---------- GIVEN DATA ----------

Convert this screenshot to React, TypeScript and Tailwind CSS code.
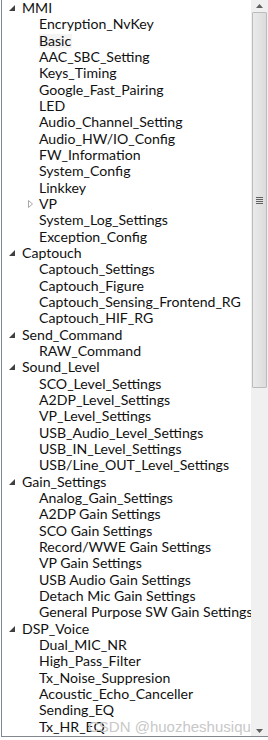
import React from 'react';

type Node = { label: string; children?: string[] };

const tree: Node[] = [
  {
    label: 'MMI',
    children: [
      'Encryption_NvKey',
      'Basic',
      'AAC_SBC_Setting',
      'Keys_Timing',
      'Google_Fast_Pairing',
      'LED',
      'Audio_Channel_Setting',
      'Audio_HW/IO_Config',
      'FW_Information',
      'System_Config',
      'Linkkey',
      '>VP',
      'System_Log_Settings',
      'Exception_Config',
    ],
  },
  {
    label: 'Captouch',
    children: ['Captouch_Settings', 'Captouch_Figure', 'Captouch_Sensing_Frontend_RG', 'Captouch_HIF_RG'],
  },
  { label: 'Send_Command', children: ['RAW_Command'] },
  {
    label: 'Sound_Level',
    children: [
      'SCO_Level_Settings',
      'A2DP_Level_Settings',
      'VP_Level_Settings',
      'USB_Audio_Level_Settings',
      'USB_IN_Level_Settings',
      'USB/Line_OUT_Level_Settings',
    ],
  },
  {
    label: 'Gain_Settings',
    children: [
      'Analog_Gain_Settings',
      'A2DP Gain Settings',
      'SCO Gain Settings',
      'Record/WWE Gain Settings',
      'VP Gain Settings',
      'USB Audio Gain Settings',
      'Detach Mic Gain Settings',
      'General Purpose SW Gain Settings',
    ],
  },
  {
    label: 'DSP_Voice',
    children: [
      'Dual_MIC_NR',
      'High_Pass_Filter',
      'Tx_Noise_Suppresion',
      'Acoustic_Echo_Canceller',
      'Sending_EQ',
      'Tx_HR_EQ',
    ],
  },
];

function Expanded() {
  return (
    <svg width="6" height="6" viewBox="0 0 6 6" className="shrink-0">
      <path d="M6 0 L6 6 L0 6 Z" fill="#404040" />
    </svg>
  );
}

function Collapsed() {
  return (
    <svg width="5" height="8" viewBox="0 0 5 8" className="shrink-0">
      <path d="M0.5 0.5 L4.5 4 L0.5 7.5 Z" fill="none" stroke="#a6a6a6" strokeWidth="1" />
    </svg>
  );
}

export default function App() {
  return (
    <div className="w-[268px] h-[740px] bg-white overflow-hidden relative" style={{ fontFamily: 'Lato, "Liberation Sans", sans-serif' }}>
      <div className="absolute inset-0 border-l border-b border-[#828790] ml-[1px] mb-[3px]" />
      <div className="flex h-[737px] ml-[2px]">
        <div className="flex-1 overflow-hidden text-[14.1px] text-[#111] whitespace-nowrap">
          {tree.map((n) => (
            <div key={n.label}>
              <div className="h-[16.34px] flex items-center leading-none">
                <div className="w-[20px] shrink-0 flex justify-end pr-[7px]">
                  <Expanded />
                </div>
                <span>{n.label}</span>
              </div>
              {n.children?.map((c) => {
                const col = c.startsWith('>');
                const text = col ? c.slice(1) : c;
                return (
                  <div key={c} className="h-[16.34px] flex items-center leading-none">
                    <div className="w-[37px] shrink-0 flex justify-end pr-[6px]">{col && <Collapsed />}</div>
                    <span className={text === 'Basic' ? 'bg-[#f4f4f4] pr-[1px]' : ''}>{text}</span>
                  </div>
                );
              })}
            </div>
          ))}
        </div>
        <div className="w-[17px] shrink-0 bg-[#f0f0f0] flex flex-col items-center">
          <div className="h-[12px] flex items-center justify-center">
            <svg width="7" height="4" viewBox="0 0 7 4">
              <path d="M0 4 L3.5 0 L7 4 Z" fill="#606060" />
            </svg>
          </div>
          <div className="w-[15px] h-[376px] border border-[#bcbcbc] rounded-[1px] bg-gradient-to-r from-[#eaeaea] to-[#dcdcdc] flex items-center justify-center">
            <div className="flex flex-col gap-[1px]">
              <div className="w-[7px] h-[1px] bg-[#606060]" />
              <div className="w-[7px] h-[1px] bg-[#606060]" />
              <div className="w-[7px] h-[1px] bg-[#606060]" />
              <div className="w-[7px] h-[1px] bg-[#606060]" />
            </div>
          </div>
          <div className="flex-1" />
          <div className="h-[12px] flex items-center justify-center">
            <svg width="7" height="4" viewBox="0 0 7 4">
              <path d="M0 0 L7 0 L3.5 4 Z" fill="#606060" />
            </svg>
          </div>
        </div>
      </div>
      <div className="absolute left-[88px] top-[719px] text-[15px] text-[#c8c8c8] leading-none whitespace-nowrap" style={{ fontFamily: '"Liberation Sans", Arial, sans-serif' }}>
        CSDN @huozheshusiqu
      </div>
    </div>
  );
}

----------

◆ SHORT EXERCISE:
Reproduce every line of the material precisely, omitting its pictures.

◆ OUTPUT FOR THIS TASK:
Convert this screenshot to React, TypeScript and Tailwind CSS code.
import React from 'react';

type Node = { label: string; children?: string[] };

const tree: Node[] = [
  {
    label: 'MMI',
    children: [
      'Encryption_NvKey',
      'Basic',
      'AAC_SBC_Setting',
      'Keys_Timing',
      'Google_Fast_Pairing',
      'LED',
      'Audio_Channel_Setting',
      'Audio_HW/IO_Config',
      'FW_Information',
      'System_Config',
      'Linkkey',
      '>VP',
      'System_Log_Settings',
      'Exception_Config',
    ],
  },
  {
    label: 'Captouch',
    children: ['Captouch_Settings', 'Captouch_Figure', 'Captouch_Sensing_Frontend_RG', 'Captouch_HIF_RG'],
  },
  { label: 'Send_Command', children: ['RAW_Command'] },
  {
    label: 'Sound_Level',
    children: [
      'SCO_Level_Settings',
      'A2DP_Level_Settings',
      'VP_Level_Settings',
      'USB_Audio_Level_Settings',
      'USB_IN_Level_Settings',
      'USB/Line_OUT_Level_Settings',
    ],
  },
  {
    label: 'Gain_Settings',
    children: [
      'Analog_Gain_Settings',
      'A2DP Gain Settings',
      'SCO Gain Settings',
      'Record/WWE Gain Settings',
      'VP Gain Settings',
      'USB Audio Gain Settings',
      'Detach Mic Gain Settings',
      'General Purpose SW Gain Settings',
    ],
  },
  {
    label: 'DSP_Voice',
    children: [
      'Dual_MIC_NR',
      'High_Pass_Filter',
      'Tx_Noise_Suppresion',
      'Acoustic_Echo_Canceller',
      'Sending_EQ',
      'Tx_HR_EQ',
    ],
  },
];

function Expanded() {
  return (
    <svg width="6" height="6" viewBox="0 0 6 6" className="shrink-0">
      <path d="M6 0 L6 6 L0 6 Z" fill="#404040" />
    </svg>
  );
}

function Collapsed() {
  return (
    <svg width="5" height="8" viewBox="0 0 5 8" className="shrink-0">
      <path d="M0.5 0.5 L4.5 4 L0.5 7.5 Z" fill="none" stroke="#a6a6a6" strokeWidth="1" />
    </svg>
  );
}

export default function App() {
  return (
    <div className="w-[268px] h-[740px] bg-white overflow-hidden relative" style={{ fontFamily: 'Lato, "Liberation Sans", sans-serif' }}>
      <div className="absolute inset-0 border-l border-b border-[#828790] ml-[1px] mb-[3px]" />
      <div className="flex h-[737px] ml-[2px]">
        <div className="flex-1 overflow-hidden text-[14.1px] text-[#111] whitespace-nowrap">
          {tree.map((n) => (
            <div key={n.label}>
              <div className="h-[16.34px] flex items-center leading-none">
                <div className="w-[20px] shrink-0 flex justify-end pr-[7px]">
                  <Expanded />
                </div>
                <span>{n.label}</span>
              </div>
              {n.children?.map((c) => {
                const col = c.startsWith('>');
                const text = col ? c.slice(1) : c;
                return (
                  <div key={c} className="h-[16.34px] flex items-center leading-none">
                    <div className="w-[37px] shrink-0 flex justify-end pr-[6px]">{col && <Collapsed />}</div>
                    <span className={text === 'Basic' ? 'bg-[#f4f4f4] pr-[1px]' : ''}>{text}</span>
                  </div>
                );
              })}
            </div>
          ))}
        </div>
        <div className="w-[17px] shrink-0 bg-[#f0f0f0] flex flex-col items-center">
          <div className="h-[12px] flex items-center justify-center">
            <svg width="7" height="4" viewBox="0 0 7 4">
              <path d="M0 4 L3.5 0 L7 4 Z" fill="#606060" />
            </svg>
          </div>
          <div className="w-[15px] h-[376px] border border-[#bcbcbc] rounded-[1px] bg-gradient-to-r from-[#eaeaea] to-[#dcdcdc] flex items-center justify-center">
            <div className="flex flex-col gap-[1px]">
              <div className="w-[7px] h-[1px] bg-[#606060]" />
              <div className="w-[7px] h-[1px] bg-[#606060]" />
              <div className="w-[7px] h-[1px] bg-[#606060]" />
              <div className="w-[7px] h-[1px] bg-[#606060]" />
            </div>
          </div>
          <div className="flex-1" />
          <div className="h-[12px] flex items-center justify-center">
            <svg width="7" height="4" viewBox="0 0 7 4">
              <path d="M0 0 L7 0 L3.5 4 Z" fill="#606060" />
            </svg>
          </div>
        </div>
      </div>
      <div className="absolute left-[88px] top-[719px] text-[15px] text-[#c8c8c8] leading-none whitespace-nowrap" style={{ fontFamily: '"Liberation Sans", Arial, sans-serif' }}>
        CSDN @huozheshusiqu
      </div>
    </div>
  );
}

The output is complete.